Q. I just got a spec for underwater concrete that includes air entrainment of 5% to 7%. In the past I have found that air in underwater concrete causes slump loss problems. FYI, for every 33 feet you go down, you decrease the air volume by 50%. If you start off with 7% air and go down 33 feet, you have only 3.5% air, resulting in about a 3-inch slump loss. Of course, this air volume decrease is theoretical, since you can't easily do the air test underwater, and if you bring the concrete back to the surface to do the test, the air goes back to 7%. The slump loss is readily observable. Is there a valid reason to specify air entrainment in underwater concrete, especially if there is no freeze/thaw condition? About 4% air is typically used to reduce water, but if you are to lose 2 inches of slump placing the concrete underwater, that may not be a benefit.
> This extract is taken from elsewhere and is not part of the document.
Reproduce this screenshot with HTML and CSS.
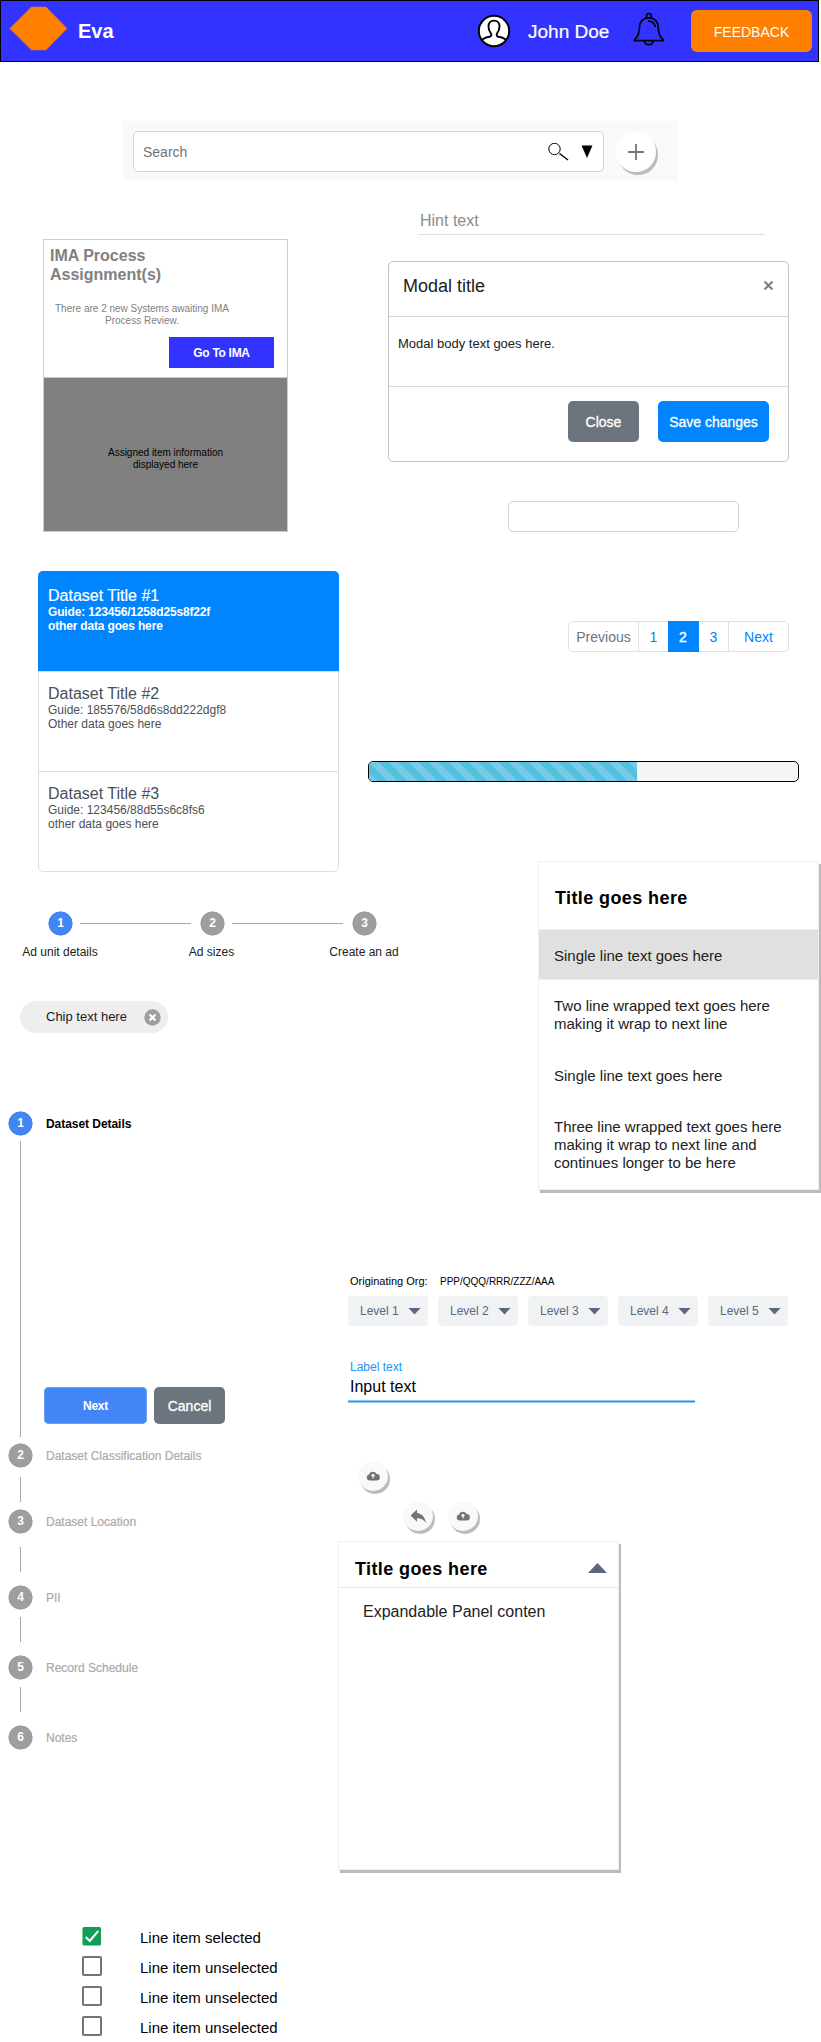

A. You don't really lose the air entrainment. The head pressure from the weight of the water compresses the entrained air. If you're pumping, which we assume you are, slump loss should not be a problem. Slump is only critical for consolidation, and the head pressure will take care of that. ACI 304 R-00, “Measuring, Mixing, Transporting, and Placing Concrete” Chapter 8 gives excellent information on concrete placed underwater, including the use of admixtures to prevent segregation. The addition of an air-entraining admixture increases pumpability. ACI recommends a cement content of 600 pounds per cubic yard, a water/cement ratio of 0.40, and the use of high-range water reducers to increase the slump to 9 inches.
One contractor noted that about five years ago he did an underwater placement in Maine to a depth of about 250 feet but didn't use air. Even though the river froze during the winter, the caissons he was casting were cut off about 40 feet below the surface and probably didn't experience any freezing. The caissons were encased in steel, so they didn't have to worry about setting time, and they used a low dosage of a hydration stabilizer so the concrete didn't set for about 18 hours. Also, using a well-graded mix, there was almost no segregation. It worked beautifully.
Another respondent noted that if the structure will be in the splash zone, then air entrainment is necessary in a freeze/thaw environment. But if the structure will be completely submerged during its service life and designed at 0.40 w/c+p or less, you do not need air entrainment. Additionally since underwater concrete is impossible to vibrate, he recommends self-consolidating concrete with an anti-washout admixture such as Rheomac by Degussa.